Briton is correct in voicing that more data is needed.

The problem with that theory is that it appears she was alive sometime after the arrest. She would have been in custody of the jail and the guards not the police officer responsible for her death. Why would the guards who had nothing to do with her injuries cover up what would otherwise appear to them to be an unexplained death? It would have to be a massive conspiracy which IMO is far less likely than what is a leading cause of death to begin with.

Obviously more information is need, but all else being equal people kill themselves more often than the police do.


Your citing of her being alive sometime after the arrest doesn't take into account that a fatal condition may have arisen some time later. That would depend on the acuteness any such hypothetical brain injury.

Of course, if there were a fatal brain injury of some kind, I can't see that it'd be difficult to find that out in an autopsy.

What'd I be interested in knowing, is whether the jail is managed by the same department. Often jails are, and then I can see a motivation for a cover up.

Moreover, the supposed plastic trash bag is highly suspicious to me, especially for such a relatively freshly booked inmate. I've never heard of a jail cell with a trash basket, nor a trash bag. They generally strip you naked, issue you clothes, perhaps some paperwork, a few hygiene items, some linen and maybe a netted bag to contain it all. I've been there, done that MANY times because of cannabis arrests. So while anecdotal, I've got a damn good boots on the ground perspective of the booking process. The plastic bag story is BS, as far as I'm concerned.

So what you are saying that a massive police/corrections conspiracy so poorly executed it is almost certain to be found out is not just more likely than a family missing the signs of somebody who may attempt suicide, but so much more likely that the later is not even plausible while the former is a near certainty?

Based on what again?


We are speculating on only two possible events, perhaps in itself a false dichotomy.
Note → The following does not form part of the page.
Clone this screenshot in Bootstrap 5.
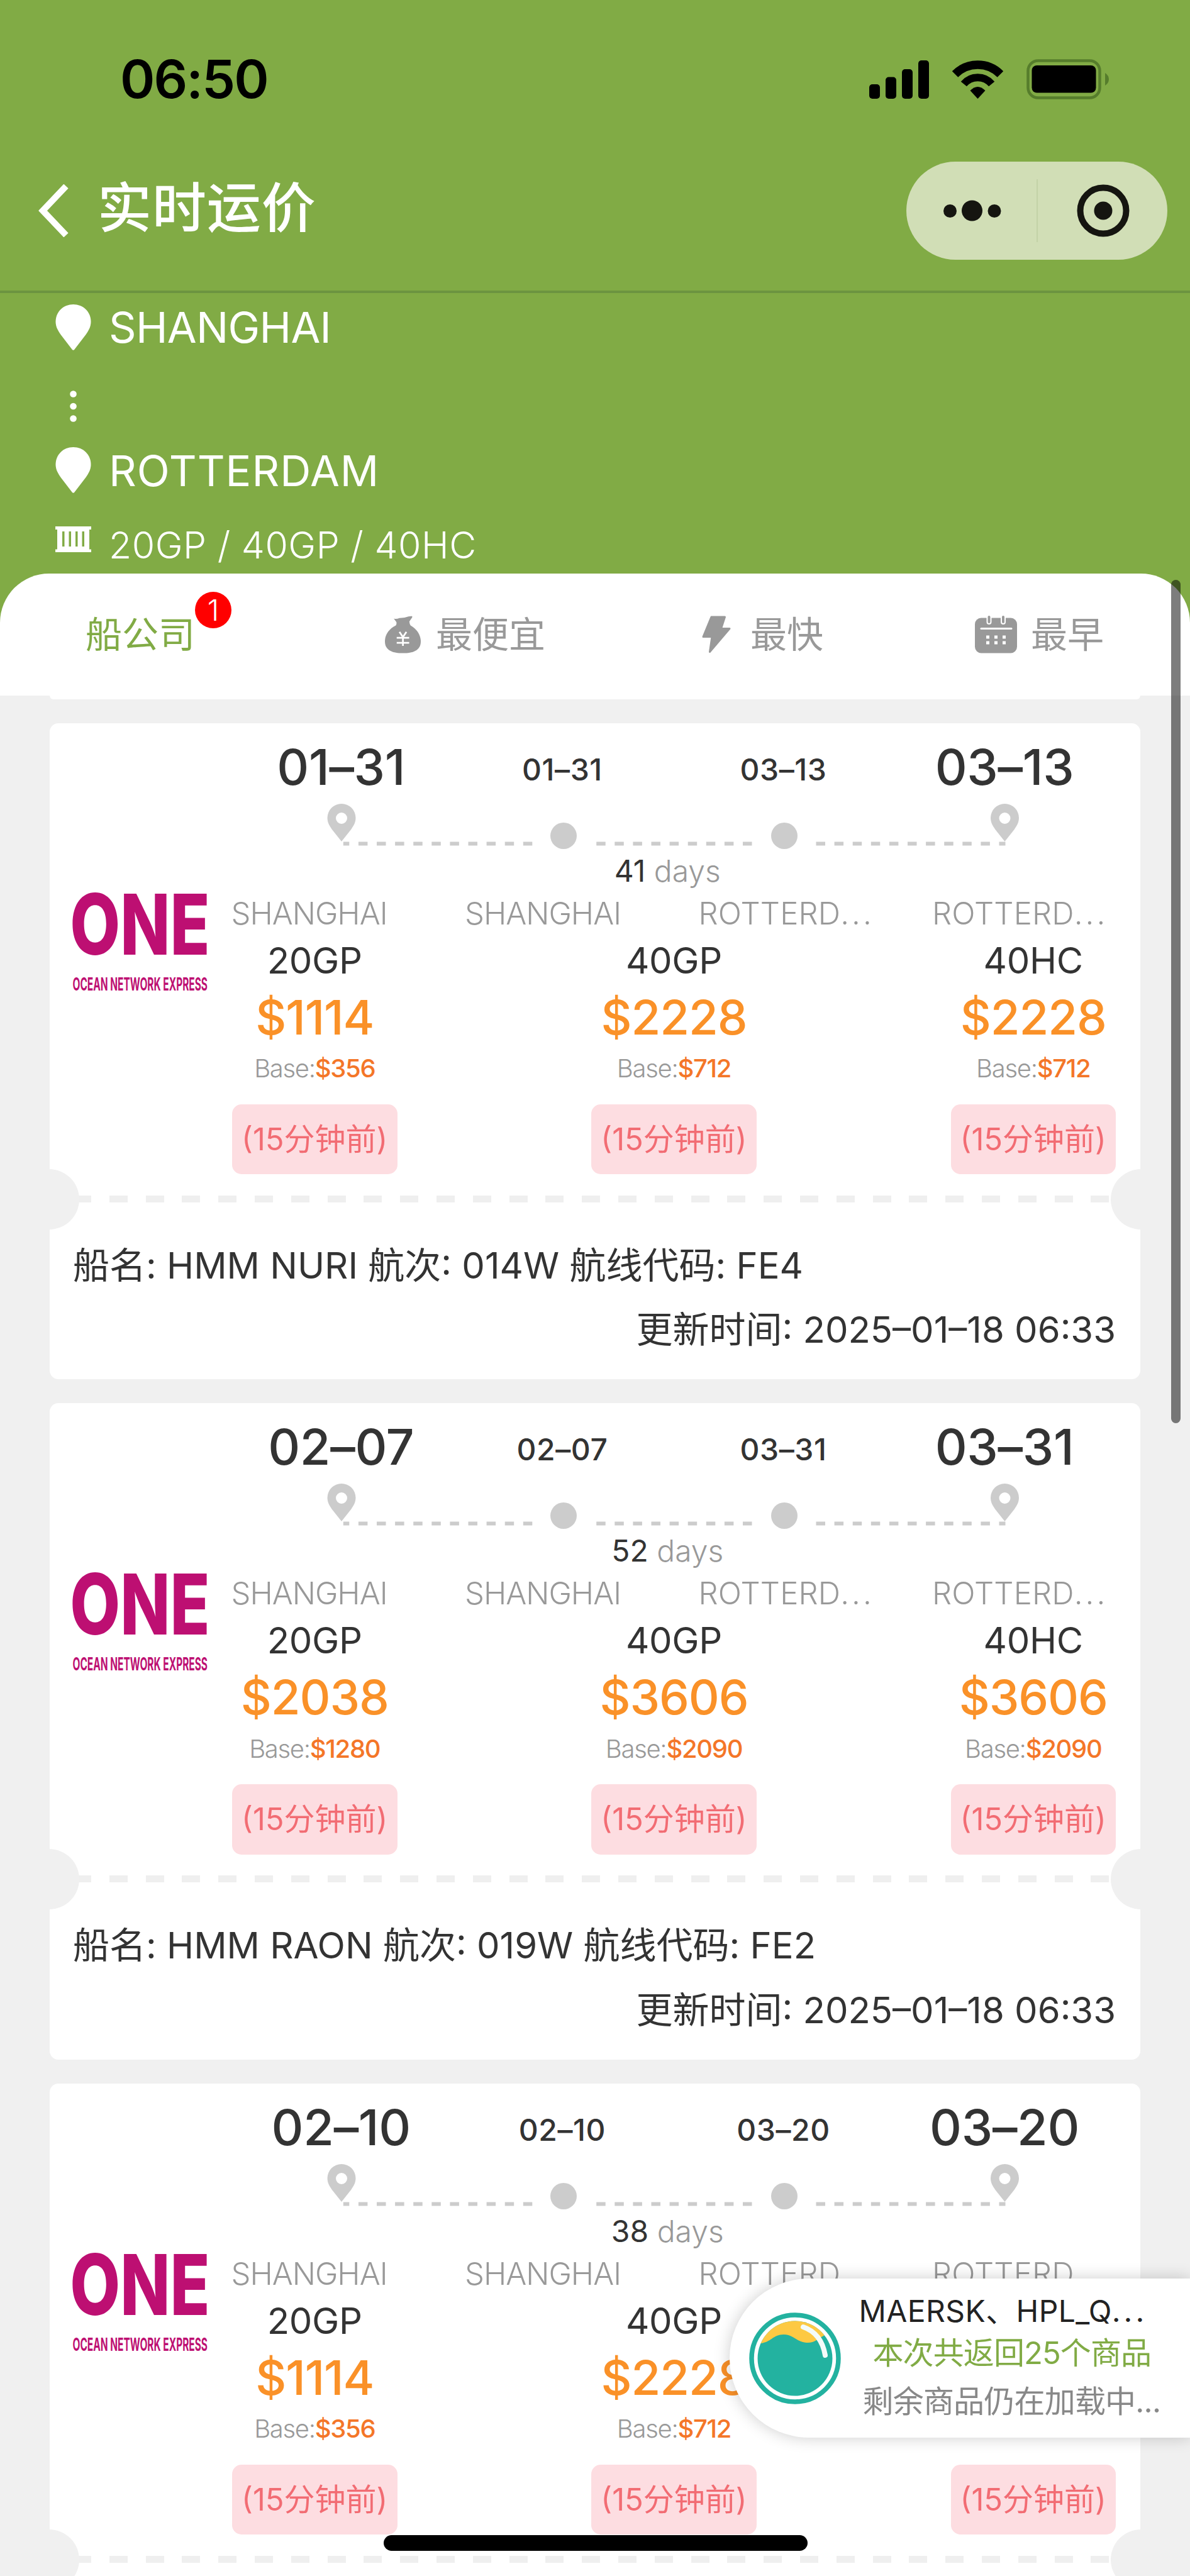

I'm not putting as much a probability spread between them as I inferred from your post. I wouldn't agree with using terms like "not even plausible" nor "near certainty", until more data comes in.

All I'm saying is that the DA's decision (according to CNN) to pursue an investigation as if there were a homicide, is prudent, proper and warranted. I can only surmise that this whole thing reeks to the DA's office in a similar way as it does to me.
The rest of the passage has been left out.